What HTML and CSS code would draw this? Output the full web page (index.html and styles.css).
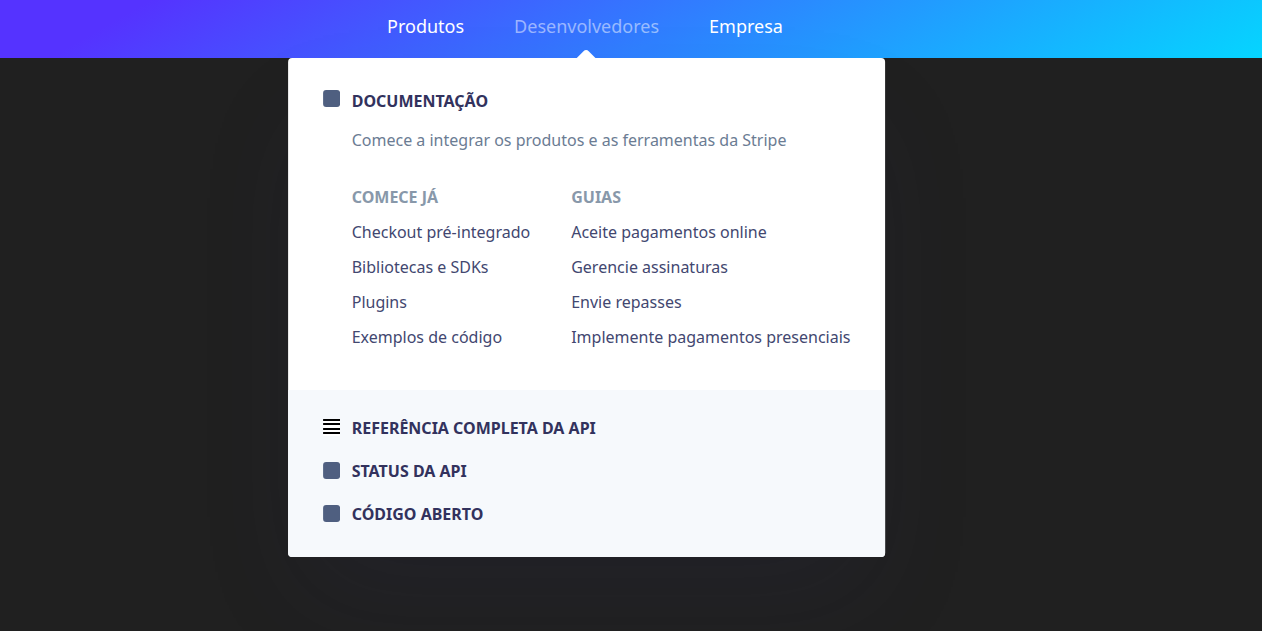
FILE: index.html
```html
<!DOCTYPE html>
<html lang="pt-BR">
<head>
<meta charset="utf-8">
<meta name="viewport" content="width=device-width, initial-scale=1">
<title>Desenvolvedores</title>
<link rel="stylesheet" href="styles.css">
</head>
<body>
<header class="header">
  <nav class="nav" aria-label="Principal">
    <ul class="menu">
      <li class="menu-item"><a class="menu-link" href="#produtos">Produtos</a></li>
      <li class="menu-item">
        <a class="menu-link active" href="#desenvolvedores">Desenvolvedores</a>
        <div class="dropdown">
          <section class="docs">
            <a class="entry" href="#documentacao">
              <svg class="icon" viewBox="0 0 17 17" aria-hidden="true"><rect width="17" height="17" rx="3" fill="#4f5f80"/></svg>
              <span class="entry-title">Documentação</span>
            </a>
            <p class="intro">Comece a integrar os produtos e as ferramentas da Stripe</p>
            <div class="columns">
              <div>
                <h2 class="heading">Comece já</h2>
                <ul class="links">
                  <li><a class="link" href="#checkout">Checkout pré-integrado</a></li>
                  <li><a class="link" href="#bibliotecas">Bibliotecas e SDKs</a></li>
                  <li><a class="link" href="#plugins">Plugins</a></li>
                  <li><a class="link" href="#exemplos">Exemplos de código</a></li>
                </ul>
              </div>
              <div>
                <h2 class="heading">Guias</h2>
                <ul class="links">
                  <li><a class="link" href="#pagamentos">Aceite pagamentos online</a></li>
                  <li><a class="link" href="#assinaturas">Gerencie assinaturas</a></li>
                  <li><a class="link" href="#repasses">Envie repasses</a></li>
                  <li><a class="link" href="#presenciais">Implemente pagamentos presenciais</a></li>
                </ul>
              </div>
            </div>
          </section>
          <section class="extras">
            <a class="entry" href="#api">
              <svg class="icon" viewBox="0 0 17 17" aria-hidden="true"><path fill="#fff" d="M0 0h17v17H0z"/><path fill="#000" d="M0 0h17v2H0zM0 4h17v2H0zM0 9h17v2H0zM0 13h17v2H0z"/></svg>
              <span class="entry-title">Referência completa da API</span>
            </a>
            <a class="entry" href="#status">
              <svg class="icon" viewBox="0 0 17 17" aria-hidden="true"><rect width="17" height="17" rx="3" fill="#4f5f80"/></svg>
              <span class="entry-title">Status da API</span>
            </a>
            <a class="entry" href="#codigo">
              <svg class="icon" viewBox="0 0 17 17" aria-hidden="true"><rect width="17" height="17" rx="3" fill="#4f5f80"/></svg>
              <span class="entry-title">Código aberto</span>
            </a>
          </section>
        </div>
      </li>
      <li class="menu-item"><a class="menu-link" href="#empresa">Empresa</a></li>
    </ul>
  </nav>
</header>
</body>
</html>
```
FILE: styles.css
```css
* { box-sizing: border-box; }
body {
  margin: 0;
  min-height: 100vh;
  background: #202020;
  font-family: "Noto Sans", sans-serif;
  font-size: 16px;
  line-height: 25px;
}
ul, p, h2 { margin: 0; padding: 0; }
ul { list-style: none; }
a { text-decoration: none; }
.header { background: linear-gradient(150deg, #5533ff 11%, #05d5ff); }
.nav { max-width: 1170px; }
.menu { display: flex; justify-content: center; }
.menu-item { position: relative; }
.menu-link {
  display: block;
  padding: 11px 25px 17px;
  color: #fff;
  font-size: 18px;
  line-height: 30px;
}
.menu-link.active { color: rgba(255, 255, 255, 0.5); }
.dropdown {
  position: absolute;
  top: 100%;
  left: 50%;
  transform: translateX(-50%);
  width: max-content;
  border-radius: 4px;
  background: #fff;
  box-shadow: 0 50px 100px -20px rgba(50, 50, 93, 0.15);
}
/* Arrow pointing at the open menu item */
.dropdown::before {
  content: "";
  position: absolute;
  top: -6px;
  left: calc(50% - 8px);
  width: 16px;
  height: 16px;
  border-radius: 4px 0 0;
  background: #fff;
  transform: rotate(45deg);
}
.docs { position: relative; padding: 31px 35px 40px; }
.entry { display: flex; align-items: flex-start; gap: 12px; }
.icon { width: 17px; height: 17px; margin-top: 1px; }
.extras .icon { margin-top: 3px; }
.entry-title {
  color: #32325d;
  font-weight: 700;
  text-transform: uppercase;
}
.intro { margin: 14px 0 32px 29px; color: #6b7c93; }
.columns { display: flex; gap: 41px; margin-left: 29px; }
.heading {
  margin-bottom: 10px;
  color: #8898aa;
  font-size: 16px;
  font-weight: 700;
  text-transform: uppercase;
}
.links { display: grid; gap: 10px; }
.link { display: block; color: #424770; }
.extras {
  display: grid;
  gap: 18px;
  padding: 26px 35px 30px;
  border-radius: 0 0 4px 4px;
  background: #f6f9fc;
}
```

What needs to be done:
Extract every line above that contains the word "styles".

Answer:
What HTML and CSS code would draw this? Output the full web page (index.html and styles.css).
<link rel="stylesheet" href="styles.css">
FILE: styles.css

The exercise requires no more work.